According to the appeal signed by Smith, “Based alone on these numbers, the Plant’s discharge of wastewater is factually and legally insignificant and its discharge of PFAS in process wastewater, if any, cannot be detected at the WWTF or in the Merrimack River. In addition, SGPP’s discharge of process wastewater is already significantly lower than concentrations of PFAS in the water supply provided by the Town.”

The appeal further states, “As such, imposing a non-detection level for PFAS on a trivial amount of wastewater, as compared to the volume of waste water that the Town receives and treats every day at the WWTF is entirely unsupported by the facts, unreasonable as a matter of law and the Town is without any legal basis to do so under any authority the Town may have relative to its industrial discharge permitting program.”

On Tuesday, Town Council Chairman Tom Koenig said it is very frustrating that SGPP cannot provide a definitive answer as to how this clean up will happen and when. He and others would like them to get PFAS out of their system and clean up their site. Koenig also said at a public meeting years ago now SGPP said they are not using these chemicals anymore, yet they are still in the system.
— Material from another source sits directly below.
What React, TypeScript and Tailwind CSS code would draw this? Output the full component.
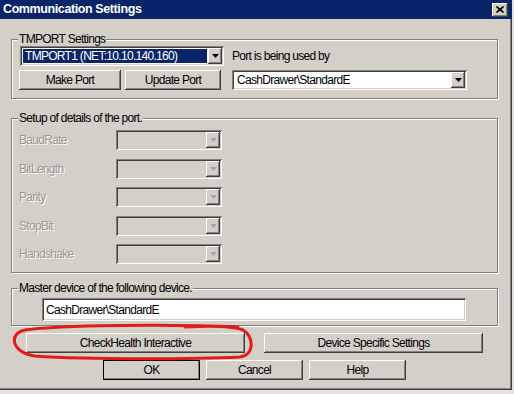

“We have been told that Saint-Gobain has not been using PFOA since 2014,” Cabanel said during Thursday’s meeting. “Why is it still turning up in their wastewater?”

“Or even better, why are they fighting over it,” replied Vice Chair Bill Boyd. “If there’s no PFOA why are we here?”

Koenig said those are great questions officials have been trying to figure out for four years. Koenig also said the volume of PFOA that SGPP is using is dramatically reduced – although that does not change the fact that they are still contaminating with numbers that are above the Environmental Protection Agency expected limits. He also noted that there is still contamination in the ground around SGPP and in the town’s well water, which exceeds some of the limits.

“We are committed to being excellent stewards in the communities in which our people live and work, and hope to partner with the Town of Merrimack and DPW to resolve this matter,” Silver Pokedoff states.